Activists chafe at the notion that the BLM movement itself is waning.

“Every off year we write Black Lives Matter’s obituary, and we eulogize it and we talk about the waning Black Lives Matter Movement,” Frank Leon Roberts, creator of the Black Lives Matter Syllabus, a public curriculum for teaching BLM in classrooms and communities, and newly appointed assistant professor of English and Black studies at Amherst College, told me.

“The movement actually is not waning,” he said. “The movement from its inception has operated in waves.” He predicts that “there will inevitably be another heinous event of police violence which will once again incite something in the people, and then we’ll be having this same conversation.”

But police killings have continued unabated. In fact, last year saw a record number of police shootings, the most since The Washington Post began keeping count in 2015. The police killed 1,055 people across the country in 2021. And yet, there were no nationwide protests.

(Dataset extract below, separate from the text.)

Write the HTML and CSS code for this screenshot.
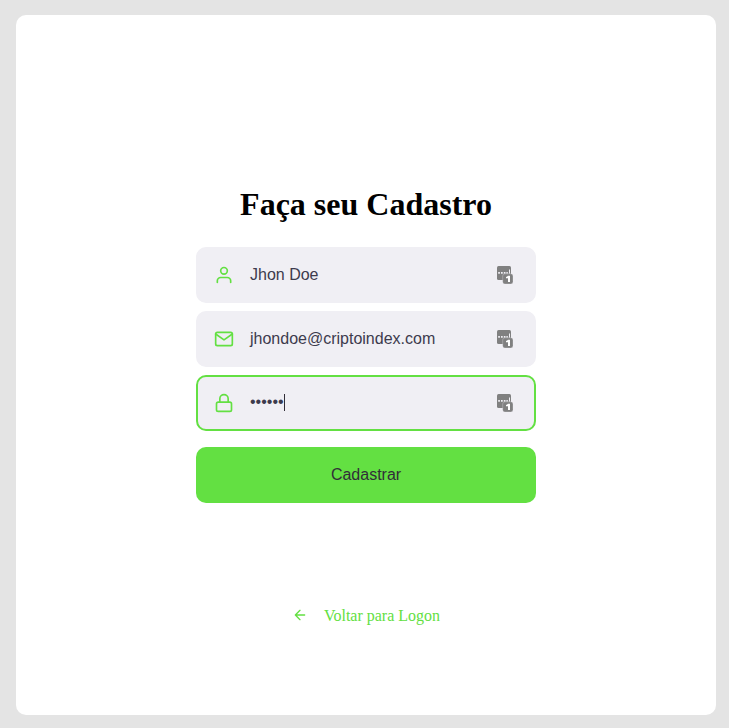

In my life I have arrived at the conclusion that real liberation — equity, safety and “the pursuit of happiness” — is not rooted in feelings and personal evolutions. Only a change in the parameters of power — political, economic and cultural, who has it and who gets to exercise it, who is benefited by it and who is harmed by it — can transform this country.

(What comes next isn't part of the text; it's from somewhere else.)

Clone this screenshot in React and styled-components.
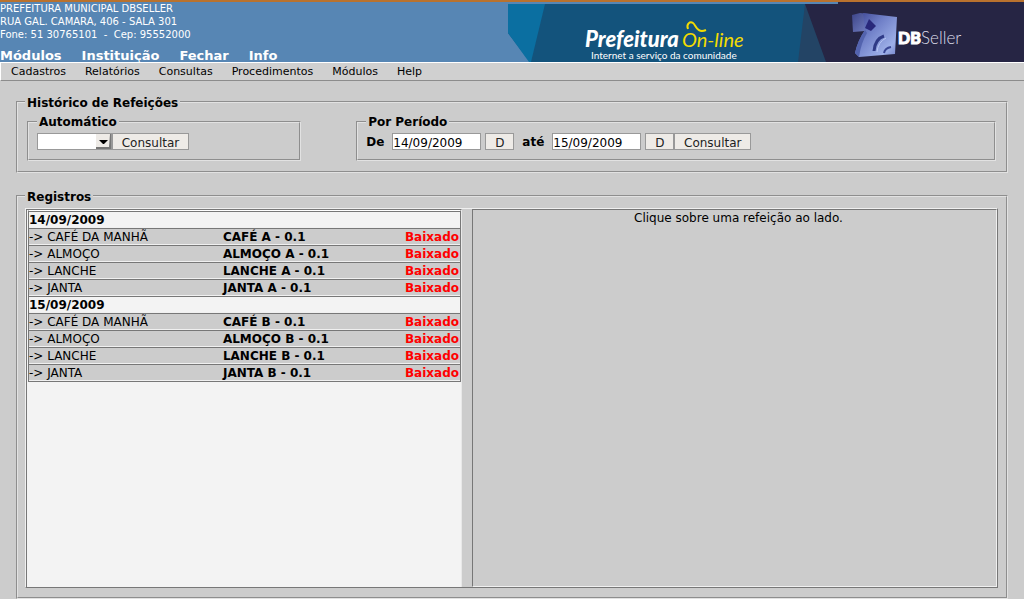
import React from 'react';
import styled, { createGlobalStyle } from 'styled-components';

const GlobalStyle = createGlobalStyle`
  * { box-sizing: border-box; }
  body {
    margin: 0;
    background: #cccccc;
    color: #000;
    font-family: "DejaVu Sans", Verdana, sans-serif;
    font-size: 12px;
  }
`;

const Page = styled.div`
  display: flex;
  flex-direction: column;
  min-height: 100vh;
`;

const Header = styled.header`
  display: flex;
  justify-content: space-between;
  height: 62px;
  background: #5786b4;
  border-top: 2px solid #b9722e;
  overflow: hidden;
`;

const HeaderInfo = styled.div`
  display: flex;
  flex-direction: column;
  justify-content: space-between;
  color: #fff;
`;

const Address = styled.address`
  font-style: normal;
  font-size: 10px;
  line-height: 13px;
  white-space: pre;
`;

const ModuleNav = styled.nav`
  display: flex;
  gap: 20px;
`;

const ModuleLink = styled.a`
  color: #fff;
  font-size: 13px;
  font-weight: bold;
  line-height: 12px;
  text-decoration: none;
`;

const Banner = styled.svg`
  display: block;
  flex: none;
  width: 516px;
  height: 60px;
`;

const MenuBar = styled.nav`
  display: flex;
  gap: 19px;
  padding: 0 10px;
  background: #d0d0d0;
  border-top: 1px solid #fff;
  border-left: 1px solid #fff;
  border-bottom: 1px solid #8c8c8c;
`;

const MenuLink = styled.a`
  color: #000;
  font-size: 11px;
  line-height: 17px;
  text-decoration: none;
`;

const Main = styled.main`
  display: flex;
  flex-direction: column;
  gap: 16px;
  padding: 14px 16px 0;
`;

const Group = styled.fieldset`
  min-width: 0;
  margin: 0;
  border: 2px groove #e2e2e2;
  padding: ${(p) => p.$pad};
`;

const Legend = styled.legend`
  padding: 0 2px;
  font-weight: bold;
  line-height: 14px;
`;

const SectionLegend = styled(Legend)`
  padding-top: 2px;
  line-height: 12px;
`;

const Filters = styled.div`
  display: grid;
  grid-template-columns: 3fr 7fr;
  gap: 55px;
  padding-left: 2px;
`;

const Controls = styled.form`
  display: flex;
  align-items: center;
`;

const Select = styled.select`
  appearance: none;
  width: 75px;
  height: 17px;
  padding: 0;
  border: 1px solid #999;
  border-radius: 0;
  background: #fff;
  font: inherit;
`;

const SelectWrap = styled.span`
  position: relative;
  display: flex;
`;

const Arrow = styled.svg`
  position: absolute;
  top: 1px;
  right: 1px;
  width: 15px;
  height: 15px;
  pointer-events: none;
`;

const Button = styled.button`
  height: 17px;
  width: ${(p) => (p.$small ? 29 : 77)}px;
  margin: 0;
  padding: 3px 0 0;
  border: 1px solid #999;
  border-radius: 0;
  background: #eeebe7;
  color: #222;
  font: inherit;
  line-height: 12px;
`;

const DateLabel = styled.label`
  display: flex;
  align-items: center;
  gap: 8px;
  margin-right: 4px;
  font-weight: bold;
  ${Button} + & { margin-left: 8px; }
`;

const DateInput = styled.input`
  width: 89px;
  height: 17px;
  padding: 2px 0 0;
  border: 1px solid #999;
  background: #fff;
  color: #000;
  font: inherit;
  font-weight: normal;
  line-height: 13px;
`;

const Records = styled.div`
  display: grid;
  grid-template-columns: 436fr 525fr;
  gap: 10px;
  min-height: calc(100vh - 219px);
  border: 1px solid;
  border-color: #f0f0f0 #777 #777 #f0f0f0;
`;

const ListPane = styled.section`
  min-width: 0;
  background: #f3f3f3;
  border: 1px solid;
  border-color: #777 #e8e8e8 #777 #777;
  border-bottom: 0;
  padding-left: 1px;
`;

const DetailPane = styled.section`
  min-width: 0;
  padding: 1px 0 0 8px;
  border: 1px solid;
  border-color: #777 #f0f0f0 #f0f0f0 #777;
  line-height: 15px;
  text-align: center;
`;

const MealTable = styled.table`
  width: 100%;
  border-collapse: separate;
  border-spacing: 0;
  border: 1px solid;
  border-color: #fff #777 #777 #777;
`;

const Cell = styled.td`
  height: 17px;
  padding: 2px 0 0;
  background: #cccccc;
  border-top: 1px solid #777;
  border-bottom: 1px solid #f0f0f0;
  line-height: 13px;
  text-align: left;
  width: ${(p) => p.$width || 'auto'};
  font-weight: ${(p) => (p.$strong ? 'bold' : 'normal')};
`;

const Status = styled(Cell)`
  padding-right: 1px;
  color: #f00;
  font-weight: bold;
  text-align: right;
`;

const DayCell = styled(Cell)`
  background: #f3f3f3;
  font-weight: bold;
`;

const meals = [
  ['CAFÉ DA MANHÃ', 'CAFÉ'],
  ['ALMOÇO', 'ALMOÇO'],
  ['LANCHE', 'LANCHE'],
  ['JANTA', 'JANTA'],
];

const days = [
  { date: '14/09/2009', menu: 'A' },
  { date: '15/09/2009', menu: 'B' },
];

function HeaderBanner() {
  return (
    <Banner viewBox="0 0 516 60" role="img" aria-label="Prefeitura On-line, DBSeller">
      <defs>
        <linearGradient id="cube" x1="0" y1="0" x2="1" y2="1">
          <stop offset="0" stopColor="#39418f" />
          <stop offset="0.4" stopColor="#7080c8" />
          <stop offset="0.8" stopColor="#9eb0e8" />
          <stop offset="1" stopColor="#6f7fc4" />
        </linearGradient>
        <linearGradient id="side" x1="0" y1="0" x2="1" y2="1">
          <stop offset="0" stopColor="#3c4488" />
          <stop offset="1" stopColor="#7481c2" />
        </linearGradient>
      </defs>
      <path d="M0 2H330V60H22L0 31Z" fill="#13537c" />
      <path d="M0 2H37L23 60H21L0 31Z" fill="#0b6fa1" />
      <path d="M297 2H330V60H290Z" fill="#234465" />
      <path d="M297 2H330V0H516V60H318Z" fill="#262544" />
      <text x="77" y="45" fontFamily="Lato, sans-serif" fontSize="22" fontWeight="900" fontStyle="italic" fill="#fff">Prefeitura</text>
      <text x="174" y="45" fontFamily="Lato, sans-serif" fontSize="20" fontStyle="italic" fill="#f4dc00">On-line</text>
      <path d="M180 27C178 22 182 19 185 21C188 23 189 32 198 28" fill="none" stroke="#f4dc00" strokeWidth="2" />
      <text x="83" y="57" fontFamily="Lato, sans-serif" fontSize="10" fill="#fff">Internet a serviço da comunidade</text>
      <path d="M344 13L352 11L361 12L357 29L345 30Z" fill="url(#side)" />
      <path d="M355 11L389 15L387 52L351 55L347 51Q350 38 357 28Z" fill="url(#cube)" />
      <path d="M347 51Q350 38 357 28L359 31Q353 41 351 55Z" fill="#5363ae" />
      <path d="M361 17L368 24L363 29L357 26Z" fill="#28287a" />
      <path d="M376 34Q367 37 366 49" fill="none" stroke="#2f3a86" strokeWidth="3" />
      <path d="M383 45Q377 46 376 51" fill="none" stroke="#3a4795" strokeWidth="2" />
      <path d="M378 36Q370 40 369 50" fill="none" stroke="#b8c6f4" strokeWidth="1" />
      <text x="390" y="42" fontFamily="Lato, sans-serif" fontSize="16" fontWeight="900" fill="#fff" stroke="#fff" strokeWidth="1">DB</text>
      <text x="413" y="42" fontFamily="Lato, sans-serif" fontSize="17" fontWeight="300" fill="#dcdce8">Seller</text>
    </Banner>
  );
}

export default function App() {
  return (
    <Page>
      <GlobalStyle />
      <Header>
        <HeaderInfo>
          <Address>
            PREFEITURA MUNICIPAL DBSELLER<br />
            RUA GAL. CAMARA, 406 - SALA 301<br />
            {'Fone: 51 30765101  -  Cep: 95552000'}
          </Address>
          <ModuleNav>
            {['Módulos', 'Instituição', 'Fechar', 'Info'].map((t) => (
              <ModuleLink href="#" key={t}>{t}</ModuleLink>
            ))}
          </ModuleNav>
        </HeaderInfo>
        <HeaderBanner />
      </Header>
      <MenuBar>
        {['Cadastros', 'Relatórios', 'Consultas', 'Procedimentos', 'Módulos', 'Help'].map((t) => (
          <MenuLink href="#" key={t}>{t}</MenuLink>
        ))}
      </MenuBar>
      <Main>
        <Group $pad="6px 10px 10px 7px">
          <SectionLegend>Histórico de Refeições</SectionLegend>
          <Filters>
            <Group $pad="4px 8px 9px">
              <Legend>Automático</Legend>
              <Controls>
                <SelectWrap>
                  <Select aria-label="Automático"><option> </option></Select>
                  <Arrow viewBox="0 0 15 15" aria-hidden="true">
                    <path d="M0 0H15V15H0Z" fill="#777" />
                    <path d="M0 0H14L13 13H0Z" fill="#eeebe7" />
                    <path d="M3 6H12L8 10H7Z" fill="#000" />
                  </Arrow>
                </SelectWrap>
                <Button type="button">Consultar</Button>
              </Controls>
            </Group>
            <Group $pad="4px 8px 9px">
              <Legend>Por Período</Legend>
              <Controls>
                <DateLabel>De <DateInput defaultValue="14/09/2009" /></DateLabel>
                <Button type="button" $small>D</Button>
                <DateLabel>até <DateInput defaultValue="15/09/2009" /></DateLabel>
                <Button type="button" $small>D</Button>
                <Button type="button">Consultar</Button>
              </Controls>
            </Group>
          </Filters>
        </Group>
        <Group $pad="5px 8px 9px 7px">
          <SectionLegend>Registros</SectionLegend>
          <Records>
            <ListPane>
              <MealTable>
                <tbody>
                  {days.map((day) => (
                    <React.Fragment key={day.date}>
                      <tr><DayCell as="th" colSpan={3} scope="colgroup">{day.date}</DayCell></tr>
                      {meals.map(([meal, dish]) => (
                        <tr key={meal}>
                          <Cell $width="45%">{`-> ${meal}`}</Cell>
                          <Cell $strong>{`${dish} ${day.menu} - 0.1`}</Cell>
                          <Status>Baixado</Status>
                        </tr>
                      ))}
                    </React.Fragment>
                  ))}
                </tbody>
              </MealTable>
            </ListPane>
            <DetailPane>Clique sobre uma refeição ao lado.</DetailPane>
          </Records>
        </Group>
      </Main>
    </Page>
  );
}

Passions flare and subside; power endures. Like the art, broad-based, transracial interest and energy to support the Black Lives Matter movement are fading. I mourn the loss of that energy, but I also mourn the loss of the movement’s art from public space. In the streets it was both declaration and confrontation, brazen and assertive. It was forcefully in your face.

Now, even among the artifacts that can be or have been saved, the context will change from the urgency of in-situ to the sterility of institutions or the impersonal distance of digital space.

The art that once shouted and demanded and documented the movement is being culled and reduced to the dulcet-toned advocacy of a few heroic curators.